Par ailleurs, une « voie privée » au sens de ce texte peut se définir comme « celle qui est la propriété des particuliers qui l'ont établie et qui, lorsqu'elles sont “ouvertes au public, sont soumises à un régime administratif particulier » (G. Cornu, Vocabulaire juridique, 15e éd., PUF, 2024).

En vertu de l'article L. 134-8, 1° du même code, ces travaux-ci sont à la charge du propriétaire des constructions, chantiers et installations de toute nature, pour la protection desquels la servitude de débroussaillement est établie.

 

II. - TERRAINS NON BÂTIS SITUES DANS LES ZONES URBAINES DES COMMUNES

Selon l'article L. 134-6, 3° et 4° du code forestier, l'obligation s'applique également aux terrains situés dans les zones urbaines des communes, qu'elles soient ou non dotées d'un plan local d'urbanisme ou d'un document en tenant lieu.

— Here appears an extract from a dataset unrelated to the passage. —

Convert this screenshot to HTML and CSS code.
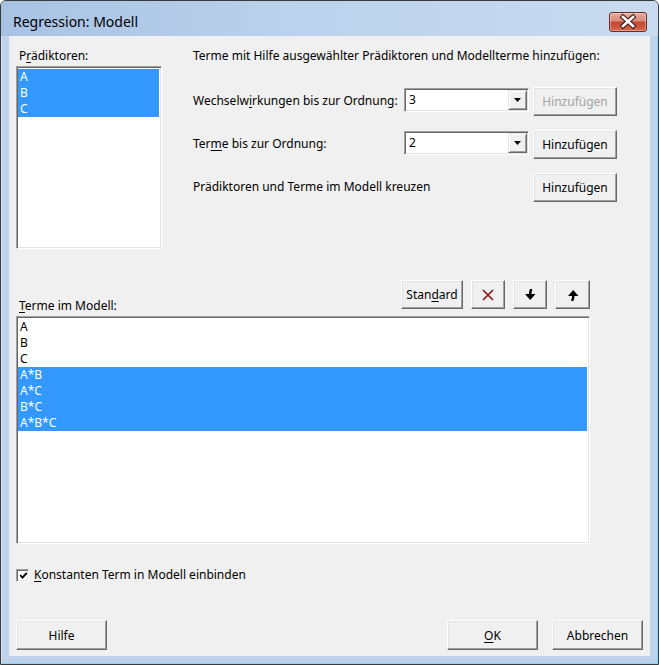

En ce cas, et selon l'article L. 134-8, 2° du même code, ces travaux sont alors à la charge du propriétaire du terrain.

Il en résulte que le propriétaire d'un terrain non bâti est tenu de le débroussailler s'il est situé en zone urbaine. En revanche, cette obligation n'est pas mise à sa charge si ledit terrain nu est situé en zone non-urbaine ; en pareille hypothèse, seuls les propriétaires de terrains sur lesquels des constructions sont établies ou des voies privées y donnant accès, dans les conditions précitées, seront tenus à une telle obligation.

Au cas présent, la Cour de cassation a censuré la décision attaquée en tant qu'elle a considéré que la propriétaire du terrain non bâti était tenue de le débroussailler sans toutefois avoir vérifié l'une des conditions d'application de cette obligation, à savoir la localisation du bien litigieux en zone urbaine.

Ajoutons enfin que les dispositions de l'article 21 de la loi n° 2023-580 du 10 juillet 2023 ayant modifié les articles précités du code forestier ne remettent pas en cause cette solution.